**WORK TO DO**
Look through the material below. Copy every line with the string "this" in it.

**AVAILABLE DATA**
>> begin

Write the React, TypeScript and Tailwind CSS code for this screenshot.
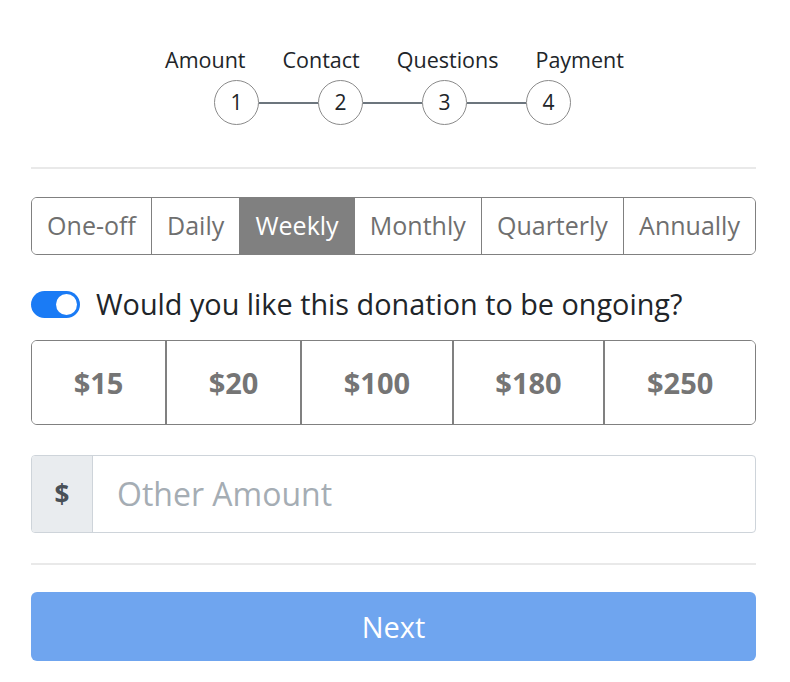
import { useState } from "react";

const steps = ["Amount", "Contact", "Questions", "Payment"];
const frequencies = ["One-off", "Daily", "Weekly", "Monthly", "Quarterly", "Annually"];
const amounts = ["$15", "$20", "$100", "$180", "$250"];

export default function App() {
  const [frequency, setFrequency] = useState("Weekly");
  const [ongoing, setOngoing] = useState(true);
  const [amount, setAmount] = useState<string | null>(null);
  const [other, setOther] = useState("");

  return (
    <div
      className="min-h-screen bg-white text-[#212529]"
      style={{ fontFamily: '"Open Sans", "Liberation Sans", sans-serif' }}
    >
      <div className="ml-[31px] w-[725px] pt-[45px] pb-[20px]">
        {/* stepper */}
        <div className="flex justify-center gap-[37px] pl-[2px] text-[21.5px] leading-[29px]">
          {steps.map((step) => (
            <span key={step}>{step}</span>
          ))}
        </div>
        <div className="mt-[6px] flex items-center justify-center pr-[2px]">
          {steps.map((step, i) => (
            <div key={step} className="flex items-center">
              {i > 0 && <div className="h-[2px] w-[59px] bg-[#6c757d]" />}
              <div className="flex h-[45px] w-[45px] items-center justify-center rounded-full border border-[#8a8a8a] text-[21px]">
                {i + 1}
              </div>
            </div>
          ))}
        </div>

        <hr className="mt-[42px] border-t-2 border-[#e9e9e9]" />

        {/* frequency */}
        <div className="mt-[28px] flex h-[58px] overflow-hidden rounded-[6px] border border-[#808080]">
          {frequencies.map((f, i) => (
            <button
              key={f}
              onClick={() => setFrequency(f)}
              className={`flex flex-auto items-center justify-center px-[13px] text-[25px] ${
                i > 0 ? "border-l border-[#808080]" : ""
              } ${frequency === f ? "bg-[#808080] text-white" : "bg-white text-[#6f6f6f]"}`}
            >
              {f}
            </button>
          ))}
        </div>

        {/* ongoing toggle */}
        <div className="mt-[30px] flex h-[38px] items-center gap-[16px]">
          <button
            onClick={() => setOngoing(!ongoing)}
            className={`relative h-[27px] w-[49px] shrink-0 rounded-full ${
              ongoing ? "bg-[#1a7bf5]" : "border border-[#adb5bd] bg-white"
            }`}
          >
            <span
              className={`absolute top-[3px] h-[21px] w-[21px] rounded-full bg-white ${
                ongoing ? "right-[3px]" : "left-[3px] bg-[#adb5bd]"
              }`}
            />
          </button>
          <span className="text-[28.8px] leading-[38px]">Would you like this donation to be ongoing?</span>
        </div>

        {/* amounts */}
        <div className="mt-[17px] flex h-[85px] overflow-hidden rounded-[6px] border border-[#808080]">
          {amounts.map((a, i) => (
            <button
              key={a}
              onClick={() => setAmount(a)}
              className={`flex flex-auto items-center justify-center text-[29px] font-bold ${
                i > 0 ? "border-l-2 border-[#808080]" : ""
              } ${amount === a ? "bg-[#808080] text-white" : "bg-white text-[#757575]"}`}
            >
              {a}
            </button>
          ))}
        </div>

        {/* other amount */}
        <div className="mt-[30px] flex h-[78px] overflow-hidden rounded-[4px] border border-[#ced4da]">
          <div className="flex w-[61px] shrink-0 items-center justify-center border-r border-[#ced4da] bg-[#e9ecef] text-[26px] font-bold text-[#495057]">
            $
          </div>
          <input
            value={other}
            onChange={(e) => setOther(e.target.value)}
            placeholder="Other Amount"
            className="min-w-0 flex-1 px-[24px] text-[32px] text-[#495057] outline-none placeholder:text-[#a5adb4]"
          />
        </div>

        <hr className="mt-[30px] border-t-2 border-[#e9e9e9]" />

        <button className="mt-[27px] flex h-[69px] w-full items-center justify-center rounded-[6px] bg-[#6fa5ef] text-[29px] text-white">
          Next
        </button>
      </div>
    </div>
  );
}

>> end

**ANSWER TO THE TASK**
Write the React, TypeScript and Tailwind CSS code for this screenshot.
          <span className="text-[28.8px] leading-[38px]">Would you like this donation to be ongoing?</span>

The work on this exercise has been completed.